Eventually, however, it proved too inconvenient to be cut off from contact with friends and professors.

“It’s crack; it’s an addiction,” said Hennigan, who sometimes even imagines that she feels a vibration in her pocket when the phone is actually tucked away in her bag. “I feel that maybe I’m going to miss out on something if I wait to check my text messages and emails. I feel secure, locked into the world, when I have my phone.”

Some companies are trying to help employees learn to focus better through such mindfulness techniques as meditation and yoga. Audra Howard, a 29-year-old solutions manager at cereal giant General Mills, took the company’s mindfulness course and frequently practices in small conference rooms equipped with meditation pillows.

General Mills employees who take the seven-week course learn the basics of meditation and yoga, as well as the importance of focusing on the moment rather than all the tasks that lie ahead during the workday. After the course, they can participate in the company’s weekly 45-minute session for meditation, reflection or gentle standing yoga.

“I’ve changed a lot of my behaviours since I finished the course,” Howard said. “I stopped carrying my cell phone with me all the time at work so I wasn’t constantly checking it.

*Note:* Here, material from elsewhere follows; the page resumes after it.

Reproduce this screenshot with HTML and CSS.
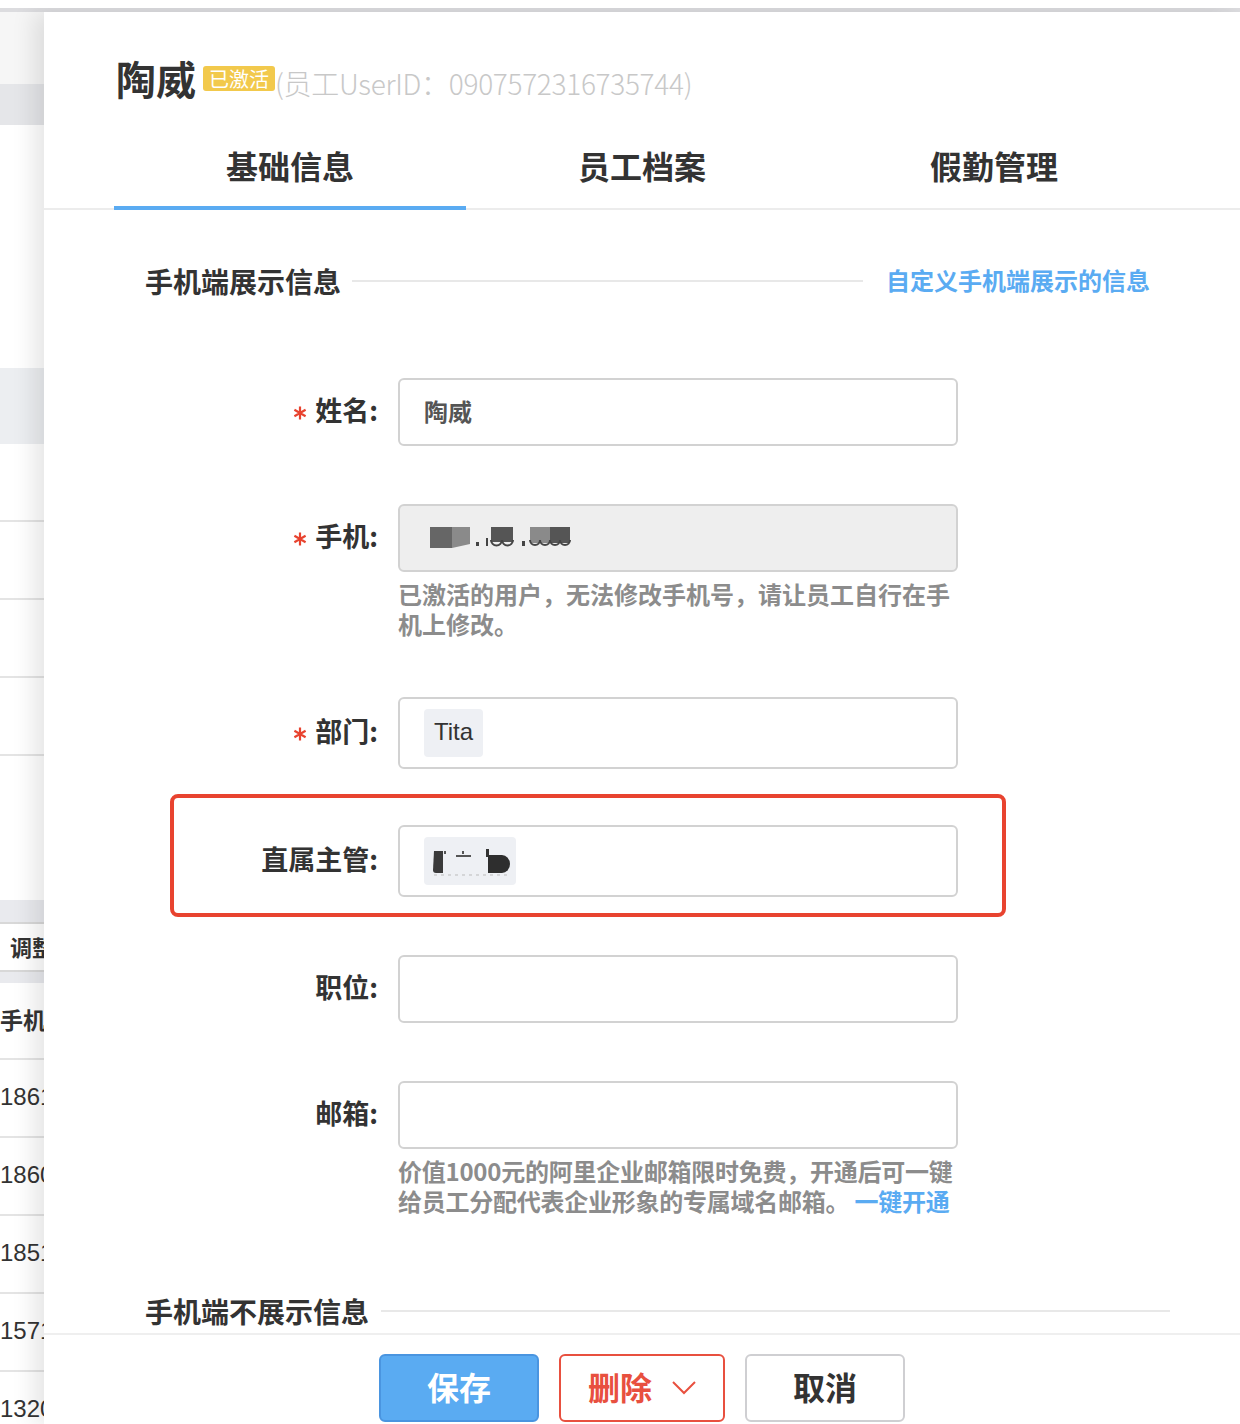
FILE: index.html
```html
<!DOCTYPE html>
<html lang="zh-CN">
<head>
<meta charset="utf-8">
<title>员工信息</title>
<link rel="stylesheet" href="styles.css">
</head>
<body>
<div class="topline"></div>
<div class="screen">
  <aside class="bg-list">
    <div class="l-top"></div>
    <div class="l-head"></div>
    <div class="l-space1"></div>
    <div class="l-sel"></div>
    <div class="l-row"></div>
    <div class="l-row"></div>
    <div class="l-row"></div>
    <div class="l-row"></div>
    <div class="l-space2"></div>
    <div class="l-band"></div>
    <div class="l-btnrow"><span class="l-btn">调整</span></div>
    <div class="l-band l-band--short"></div>
    <div class="l-row l-row--head">手机号码</div>
    <div class="l-row l-row--num">18612345678</div>
    <div class="l-row l-row--num">18600000000</div>
    <div class="l-row l-row--num">18512345678</div>
    <div class="l-row l-row--num">15712345678</div>
    <div class="l-row l-row--num">13200000000</div>
  </aside>

  <section class="panel">
    <header class="panel-head">
      <h1 class="emp-name">陶威</h1>
      <span class="badge">已激活</span>
      <span class="uid">(员工UserID：0907572316735744)</span>
    </header>

    <nav class="tabs">
      <div class="tab tab--active">基础信息</div>
      <div class="tab">员工档案</div>
      <div class="tab">假勤管理</div>
    </nav>

    <div class="panel-body">
      <div class="sec-head">
        <span class="sec-title">手机端展示信息</span>
        <span class="sec-line"></span>
        <a class="sec-link">自定义手机端展示的信息</a>
      </div>

      <div class="form">
        <div class="form-row">
          <label class="f-label"><svg class="req" width="14" height="14" viewBox="0 0 14 14"><path d="M7 0.5 V13.5 M1.4 3.75 L12.6 10.25 M1.4 10.25 L12.6 3.75" stroke="#e8432f" stroke-width="2.2"/></svg>姓名:</label>
          <div class="f-input">陶威</div>
        </div>

        <div class="form-row">
          <label class="f-label"><svg class="req" width="14" height="14" viewBox="0 0 14 14"><path d="M7 0.5 V13.5 M1.4 3.75 L12.6 10.25 M1.4 10.25 L12.6 3.75" stroke="#e8432f" stroke-width="2.2"/></svg>手机:</label>
          <div class="f-input f-input--disabled">
            <svg class="mosaic" width="150" height="26" viewBox="0 0 150 26">
              <rect x="0" y="1" width="22" height="21" fill="#666"/>
              <polygon points="22,1 40,1 40,18 22,22" fill="#8a8a8a"/>
              <rect x="46" y="16" width="3" height="4" fill="#444"/>
              <rect x="56" y="12" width="2" height="8" fill="#444"/>
              <rect x="61" y="1" width="12" height="15" fill="#555"/>
              <rect x="73" y="1" width="10" height="15" fill="#555"/>
              <path d="M61 14 a5 5 0 0 0 11 0 M72 14 a5 5 0 0 0 11 0" fill="none" stroke="#444" stroke-width="2"/>
              <rect x="92" y="15" width="3" height="5" fill="#444"/>
              <rect x="100" y="1" width="20" height="16" fill="#8a8a8a"/>
              <rect x="120" y="1" width="20" height="16" fill="#555"/>
              <path d="M100 14 a5 5 0 0 0 10 0 M110 14 a5 5 0 0 0 10 0 M120 14 a5 5 0 0 0 10 0 M130 14 a5 5 0 0 0 10 0" fill="none" stroke="#444" stroke-width="2"/>
            </svg>
          </div>
          <p class="f-hint">已激活的用户，无法修改手机号，请让员工自行在手机上修改。</p>
        </div>

        <div class="form-row">
          <label class="f-label"><svg class="req" width="14" height="14" viewBox="0 0 14 14"><path d="M7 0.5 V13.5 M1.4 3.75 L12.6 10.25 M1.4 10.25 L12.6 3.75" stroke="#e8432f" stroke-width="2.2"/></svg>部门:</label>
          <div class="f-input f-input--tall"><span class="tag">Tita</span></div>
        </div>

        <div class="highlight">
          <div class="form-row form-row--boxed">
            <label class="f-label">直属主管:</label>
            <div class="f-input f-input--tall">
              <span class="tag tag--blur">
                <svg width="80" height="36" viewBox="0 0 80 36">
                  <path d="M2 8 h9 v22 h-7 a3 3 0 0 1 -3 -3 z" fill="#3a3a3a"/>
                  <rect x="12" y="8" width="2" height="3" fill="#555"/>
                  <rect x="30" y="8" width="2" height="3" fill="#555"/>
                  <rect x="24" y="12" width="15" height="2" fill="#555"/>
                  <rect x="54" y="6" width="3" height="8" fill="#333"/>
                  <path d="M56 12 h14 a8 9 0 0 1 0 18 h-14 z" fill="#2e2e2e"/>
                  <path d="M2 32 h76" stroke="#bbb" stroke-width="1" stroke-dasharray="3 4"/>
                </svg>
              </span>
            </div>
          </div>
        </div>

        <div class="form-row form-row--after-box">
          <label class="f-label">职位:</label>
          <div class="f-input"></div>
        </div>

        <div class="form-row">
          <label class="f-label">邮箱:</label>
          <div class="f-input"></div>
          <p class="f-hint f-hint--tight">价值1000元的阿里企业邮箱限时免费，开通后可一键给员工分配代表企业形象的专属域名邮箱。 <a class="hint-link">一键开通</a></p>
        </div>
      </div>

      <div class="sec-head sec-head--plain">
        <span class="sec-title">手机端不展示信息</span>
        <span class="sec-line"></span>
      </div>
    </div>

    <footer class="panel-foot">
      <button class="btn btn--primary">保存</button>
      <button class="btn btn--danger">删除
        <svg class="chev" width="24" height="14" viewBox="0 0 24 14"><path d="M1 1 L12 12 L23 1" fill="none" stroke="#e8503f" stroke-width="2"/></svg>
      </button>
      <button class="btn btn--default">取消</button>
    </footer>
  </section>
</div>
</body>
</html>
```

FILE: styles.css
```css
* { box-sizing: border-box; }

html, body {
  margin: 0;
  padding: 0;
  background: #fff;
}

body {
  width: 1240px;
  height: 1424px;
  overflow: hidden;
  font-family: "Noto Sans CJK SC", "Noto Sans", sans-serif;
  color: #333;
  border-top: 8px solid #fff;
}

.topline {
  height: 4px;
  background: #dcdcdf;
}

.screen {
  display: flex;
  height: 1412px;
}

/* background list (left strip) */
.bg-list {
  width: 44px;
  flex: none;
  overflow: hidden;
  background: #fff;
  display: flex;
  flex-direction: column;
}

.l-top { height: 72px; background: #f6f6f6; flex: none; }
.l-head { height: 41px; background: #e5e6e9; flex: none; }
.l-space1 { height: 243px; flex: none; }
.l-sel { height: 76px; background: #eceef1; flex: none; }
.l-row {
  height: 78px;
  flex: none;
  border-bottom: 2px solid #e4e4e4;
  white-space: nowrap;
  display: flex;
  align-items: center;
}
.l-space2 { height: 144px; flex: none; }
.l-band { height: 22px; background: #e9eaee; flex: none; }
.l-band--short { height: 11px; }
.l-btnrow {
  height: 50px;
  flex: none;
  border-top: 2px solid #d8d8d8;
  border-bottom: 2px solid #d8d8d8;
  display: flex;
  align-items: center;
  padding-left: 10px;
  padding-bottom: 3px;
  white-space: nowrap;
}
.l-btn {
  font-size: 22px;
  font-weight: 700;
  color: #333;
}
.l-row--head {
  height: 77px;
  font-size: 23px;
  font-weight: 700;
  color: #333;
  padding-bottom: 3px;
}
.l-row--num {
  font-family: "Liberation Sans", Arial, sans-serif;
  font-size: 24px;
  color: #333;
  padding-bottom: 3px;
}

/* panel */
.panel {
  flex: 1;
  display: flex;
  flex-direction: column;
  background: #fff;
  box-shadow: -10px 0 22px rgba(0, 0, 0, 0.10);
  height: 1412px;
}

.panel-head {
  height: 116px;
  flex: none;
  padding: 37px 0 0 72px;
  display: flex;
  align-items: center;
  align-content: flex-start;
  flex-wrap: wrap;
}

.emp-name {
  margin: 0;
  font-size: 40px;
  line-height: 48px;
  font-weight: 700;
  color: #333;
}

.badge {
  margin-left: 7px;
  height: 25px;
  line-height: 25px;
  padding: 0 6px;
  background: #f2c94c;
  color: #fff;
  font-size: 20px;
  border-radius: 3px;
}

.uid {
  font-size: 28px;
  font-weight: 300;
  color: #c8c8c8;
  line-height: 48px;
  margin-top: 10px;
  letter-spacing: -0.3px;
}

.tabs {
  height: 82px;
  flex: none;
  display: flex;
  padding-left: 70px;
  border-bottom: 2px solid #ececec;
}

.tab {
  width: 352px;
  height: 80px;
  line-height: 74px;
  text-align: center;
  font-size: 32px;
  font-weight: 700;
  color: #333;
  position: relative;
}

.tab--active::after {
  content: "";
  position: absolute;
  left: 0;
  right: 0;
  bottom: -2px;
  height: 4px;
  background: #5aabf2;
}

.panel-body {
  flex: 1;
  overflow: hidden;
  padding: 53px 70px 0 101px;
}

.sec-head {
  display: flex;
  align-items: center;
  height: 36px;
  padding-right: 20px;
}

.sec-title {
  font-size: 28px;
  font-weight: 700;
  line-height: 36px;
  color: #333;
  flex: none;
  margin-right: 11px;
}

.sec-line {
  flex: 1;
  height: 2px;
  background: #e8e8e8;
}

.sec-link {
  font-size: 24px;
  font-weight: 700;
  color: #5aabf2;
  flex: none;
  margin-left: 23px;
  margin-top: -4px;
}

.sec-head--plain {
  margin-top: 77px;
  padding-right: 0;
}

.sec-head--plain .sec-title { margin-right: 12px; }

.form {
  margin-top: 79px;
  display: flex;
  flex-direction: column;
}

.form-row {
  display: grid;
  grid-template-columns: 233px 560px;
  column-gap: 20px;
  margin-top: 58px;
}

.form-row:first-child { margin-top: 0; }

.form-row--boxed {
  grid-template-columns: 204px 560px;
  margin-top: 0;
}

.form-row--after-box { margin-top: 38px; }

.f-label {
  grid-column: 1;
  grid-row: 1;
  align-self: center;
  text-align: right;
  font-size: 27px;
  font-weight: 700;
  color: #333;
  white-space: nowrap;
  padding-bottom: 5px;
}

.req {
  display: inline-block;
  margin-right: 8px;
  vertical-align: middle;
  position: relative;
  top: -1px;
}

.f-input {
  grid-column: 2;
  grid-row: 1;
  height: 68px;
  border: 2px solid #d2d2d2;
  border-radius: 6px;
  padding: 0 24px 3px;
  display: flex;
  align-items: center;
  font-size: 24px;
  font-weight: 700;
  color: #555;
}

.f-input--disabled {
  background: #eeeeee;
  padding-left: 30px;
  padding-bottom: 0;
}

.f-input--tall { height: 72px; padding-bottom: 0; }

.mosaic { display: block; margin-top: 2px; }

.tag {
  height: 48px;
  padding: 0 10px 2px;
  background: #eef0f4;
  border-radius: 4px;
  display: flex;
  align-items: center;
  font-family: "Liberation Sans", Arial, sans-serif;
  font-size: 24px;
  font-weight: 400;
  color: #333;
}

.tag--blur { padding: 0 4px 0 8px; }
.tag--blur svg { display: block; }

.f-hint {
  grid-column: 2;
  grid-row: 2;
  margin: 7px 0 0;
  font-size: 24px;
  line-height: 30px;
  font-weight: 700;
  color: #8c8c8c;
}

.f-hint--tight { letter-spacing: -0.25px; }

.hint-link {
  color: #5aabf2;
  white-space: nowrap;
}

.highlight {
  margin-top: 25px;
  margin-left: 25px;
  width: 836px;
  border: 4px solid #e8432f;
  border-radius: 8px;
  padding: 27px 0 16px 0;
}

.panel-foot {
  height: 91px;
  flex: none;
  border-top: 2px solid #efefef;
  display: flex;
  justify-content: center;
  gap: 20px;
  padding-top: 19px;
  background: #fff;
}

.btn {
  width: 160px;
  height: 68px;
  border-radius: 6px;
  font-family: "Noto Sans CJK SC", "Noto Sans", sans-serif;
  font-size: 32px;
  font-weight: 700;
  display: flex;
  align-items: center;
  justify-content: center;
  padding: 0 0 4px;
  background: #fff;
}

.btn--primary {
  background: #5aabf2;
  border: 2px solid #4a95e0;
  color: #fff;
}

.btn--danger {
  width: 166px;
  border: 2px solid #e8503f;
  color: #e8503f;
  gap: 20px;
}

.chev { display: block; margin-top: 4px; }

.btn--default {
  border: 2px solid #cfcfd2;
  color: #333;
}
```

And I ask myself whether I really need my computer with me to take notes because if I open it, my email will also be there to look at.”

Health insurer Aetna has found that its mindfulness and yoga classes not only help employees focus their attention, but they also can reduce stress, sleeping problems, heart rate and blood pressure.

“With mindfulness, you practice discernment and make choices,” said Cheryl Jones, a member of Aetna’s program innovation, strategy and management department. “Young people need to take a breath and ask themselves, ‘In this moment, must I multitask or is it possible to focus on one task?’ Choosing to do just one task can have a calming effect.”